> **Required work**
All of the data should be output character for character, except the pictures.

** START OF Data segment **

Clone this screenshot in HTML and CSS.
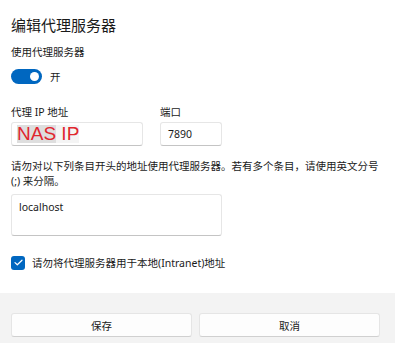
FILE: index.html
```html
<!DOCTYPE html>
<html>
<head>
    <meta charset="UTF-8">
    <title>编辑代理服务器</title>
    <link rel="stylesheet" href="styles.css">
</head>
<body>
    <div class="dialog">
        <div class="content">
            <h1 class="title">编辑代理服务器</h1>
            <p class="label">使用代理服务器</p>
            <div class="toggle-row">
                <span class="toggle"><span class="knob"></span></span>
                <span class="toggle-text">开</span>
            </div>

            <div class="fields">
                <div class="field field-address">
                    <p class="label">代理 IP 地址</p>
                    <div class="input"><span class="mark">NAS</span><span class="mark-light"> IP</span></div>
                </div>
                <div class="field field-port">
                    <p class="label">端口</p>
                    <div class="input input-port">7890</div>
                </div>
            </div>

            <p class="note">请勿对以下列条目开头的地址使用代理服务器。若有多个条目，请使用英文分号 (;) 来分隔。</p>
            <div class="textarea">localhost</div>

            <div class="check-row">
                <span class="checkbox">
                    <svg width="9" height="7" viewBox="0 0 9 7">
                        <path d="M1 3.6 L3.3 5.8 L8 1.2" fill="none" stroke="#fff" stroke-width="1.2" stroke-linecap="round" stroke-linejoin="round"/>
                    </svg>
                </span>
                <span class="check-text">请勿将代理服务器用于本地(Intranet)地址</span>
            </div>
        </div>

        <div class="footer">
            <button class="btn">保存</button>
            <button class="btn">取消</button>
        </div>
    </div>
</body>
</html>
```

FILE: styles.css
```css
body {
    margin: 0;
    background-color: #fff;
    font-family: "Noto Sans", "Noto Sans CJK SC", sans-serif;
    color: #1a1a1a;
}

.dialog {
    width: 395px;
    height: 343px;
    display: flex;
    flex-direction: column;
}

.content {
    flex: 1;
    padding: 15px 15px 0 11px;
}

.title {
    font-size: 15px;
    font-weight: normal;
    line-height: 20px;
    margin: 0;
}

.label {
    font-size: 10.5px;
    line-height: 15px;
    margin: 10px 0 0 0;
}

.toggle-row {
    display: flex;
    align-items: center;
    margin-top: 9px;
    height: 15px;
}

.toggle {
    width: 31px;
    height: 15px;
    border-radius: 8px;
    background-color: #0067c0;
    display: flex;
    align-items: center;
    justify-content: flex-end;
    padding-right: 3px;
    box-sizing: border-box;
}

.knob {
    width: 9px;
    height: 9px;
    border-radius: 50%;
    background-color: #fff;
}

.toggle-text {
    font-size: 10.5px;
    margin-left: 8px;
}

.fields {
    display: flex;
    gap: 17px;
    margin-top: 21px;
}

.fields .label {
    margin: 0 0 2px 0;
}

.input {
    height: 24px;
    box-sizing: border-box;
    background-color: #fff;
    border: 1px solid #e6e6e6;
    border-bottom-color: #c4c4c4;
    border-radius: 3px;
    display: flex;
    align-items: center;
    font-size: 10.5px;
    padding-left: 7px;
}

.field-address .input {
    width: 132px;
    padding-left: 5px;
}

.input-port {
    width: 62px;
}

.mark {
    font-family: "Liberation Sans", Arial, sans-serif;
    font-size: 19px;
    line-height: 18px;
    color: #e0262e;
    background-color: #dedede;
}

.mark-light {
    font-family: "Liberation Sans", Arial, sans-serif;
    font-size: 19px;
    line-height: 18px;
    color: #e0262e;
    background-color: #f4f4f4;
    white-space: pre;
}

.note {
    font-size: 10.5px;
    line-height: 15px;
    margin: 13px 0 0 0;
}

.textarea {
    width: 211px;
    height: 42px;
    box-sizing: border-box;
    margin-top: 5px;
    border: 1px solid #e6e6e6;
    border-bottom-color: #c4c4c4;
    border-radius: 3px;
    font-size: 10.5px;
    padding: 5px 7px;
}

.check-row {
    display: flex;
    align-items: center;
    margin-top: 19px;
}

.checkbox {
    width: 14px;
    height: 14px;
    border-radius: 3px;
    background-color: #0067c0;
    display: flex;
    align-items: center;
    justify-content: center;
}

.check-text {
    font-size: 10.5px;
    margin-left: 7px;
}

.footer {
    height: 50px;
    box-sizing: border-box;
    background-color: #f3f3f3;
    padding: 20px 15px 0 11px;
    display: flex;
    gap: 7px;
}

.btn {
    flex: 1;
    height: 24px;
    background-color: #fdfdfd;
    border: 1px solid #e5e5e5;
    border-bottom-color: #d0d0d0;
    border-radius: 3px;
    font-family: "Noto Sans", "Noto Sans CJK SC", sans-serif;
    font-size: 10.5px;
    color: #1a1a1a;
}
```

** END OF Data segment **

> **Written answer**
Clone this screenshot in HTML and CSS.
FILE: index.html
```html
<!DOCTYPE html>
<html>
<head>
    <meta charset="UTF-8">
    <title>编辑代理服务器</title>
    <link rel="stylesheet" href="styles.css">
</head>
<body>
    <div class="dialog">
        <div class="content">
            <h1 class="title">编辑代理服务器</h1>
            <p class="label">使用代理服务器</p>
            <div class="toggle-row">
                <span class="toggle"><span class="knob"></span></span>
                <span class="toggle-text">开</span>
            </div>

            <div class="fields">
                <div class="field field-address">
                    <p class="label">代理 IP 地址</p>
                    <div class="input"><span class="mark">NAS</span><span class="mark-light"> IP</span></div>
                </div>
                <div class="field field-port">
                    <p class="label">端口</p>
                    <div class="input input-port">7890</div>
                </div>
            </div>

            <p class="note">请勿对以下列条目开头的地址使用代理服务器。若有多个条目，请使用英文分号 (;) 来分隔。</p>
            <div class="textarea">localhost</div>

            <div class="check-row">
                <span class="checkbox">
                    <svg width="9" height="7" viewBox="0 0 9 7">
                        <path d="M1 3.6 L3.3 5.8 L8 1.2" fill="none" stroke="#fff" stroke-width="1.2" stroke-linecap="round" stroke-linejoin="round"/>
                    </svg>
                </span>
                <span class="check-text">请勿将代理服务器用于本地(Intranet)地址</span>
            </div>
        </div>

        <div class="footer">
            <button class="btn">保存</button>
            <button class="btn">取消</button>
        </div>
    </div>
</body>
</html>
```

FILE: styles.css
```css
body {
    margin: 0;
    background-color: #fff;
    font-family: "Noto Sans", "Noto Sans CJK SC", sans-serif;
    color: #1a1a1a;
}

.dialog {
    width: 395px;
    height: 343px;
    display: flex;
    flex-direction: column;
}

.content {
    flex: 1;
    padding: 15px 15px 0 11px;
}

.title {
    font-size: 15px;
    font-weight: normal;
    line-height: 20px;
    margin: 0;
}

.label {
    font-size: 10.5px;
    line-height: 15px;
    margin: 10px 0 0 0;
}

.toggle-row {
    display: flex;
    align-items: center;
    margin-top: 9px;
    height: 15px;
}

.toggle {
    width: 31px;
    height: 15px;
    border-radius: 8px;
    background-color: #0067c0;
    display: flex;
    align-items: center;
    justify-content: flex-end;
    padding-right: 3px;
    box-sizing: border-box;
}

.knob {
    width: 9px;
    height: 9px;
    border-radius: 50%;
    background-color: #fff;
}

.toggle-text {
    font-size: 10.5px;
    margin-left: 8px;
}

.fields {
    display: flex;
    gap: 17px;
    margin-top: 21px;
}

.fields .label {
    margin: 0 0 2px 0;
}

.input {
    height: 24px;
    box-sizing: border-box;
    background-color: #fff;
    border: 1px solid #e6e6e6;
    border-bottom-color: #c4c4c4;
    border-radius: 3px;
    display: flex;
    align-items: center;
    font-size: 10.5px;
    padding-left: 7px;
}

.field-address .input {
    width: 132px;
    padding-left: 5px;
}

.input-port {
    width: 62px;
}

.mark {
    font-family: "Liberation Sans", Arial, sans-serif;
    font-size: 19px;
    line-height: 18px;
    color: #e0262e;
    background-color: #dedede;
}

.mark-light {
    font-family: "Liberation Sans", Arial, sans-serif;
    font-size: 19px;
    line-height: 18px;
    color: #e0262e;
    background-color: #f4f4f4;
    white-space: pre;
}

.note {
    font-size: 10.5px;
    line-height: 15px;
    margin: 13px 0 0 0;
}

.textarea {
    width: 211px;
    height: 42px;
    box-sizing: border-box;
    margin-top: 5px;
    border: 1px solid #e6e6e6;
    border-bottom-color: #c4c4c4;
    border-radius: 3px;
    font-size: 10.5px;
    padding: 5px 7px;
}

.check-row {
    display: flex;
    align-items: center;
    margin-top: 19px;
}

.checkbox {
    width: 14px;
    height: 14px;
    border-radius: 3px;
    background-color: #0067c0;
    display: flex;
    align-items: center;
    justify-content: center;
}

.check-text {
    font-size: 10.5px;
    margin-left: 7px;
}

.footer {
    height: 50px;
    box-sizing: border-box;
    background-color: #f3f3f3;
    padding: 20px 15px 0 11px;
    display: flex;
    gap: 7px;
}

.btn {
    flex: 1;
    height: 24px;
    background-color: #fdfdfd;
    border: 1px solid #e5e5e5;
    border-bottom-color: #d0d0d0;
    border-radius: 3px;
    font-family: "Noto Sans", "Noto Sans CJK SC", sans-serif;
    font-size: 10.5px;
    color: #1a1a1a;
}
```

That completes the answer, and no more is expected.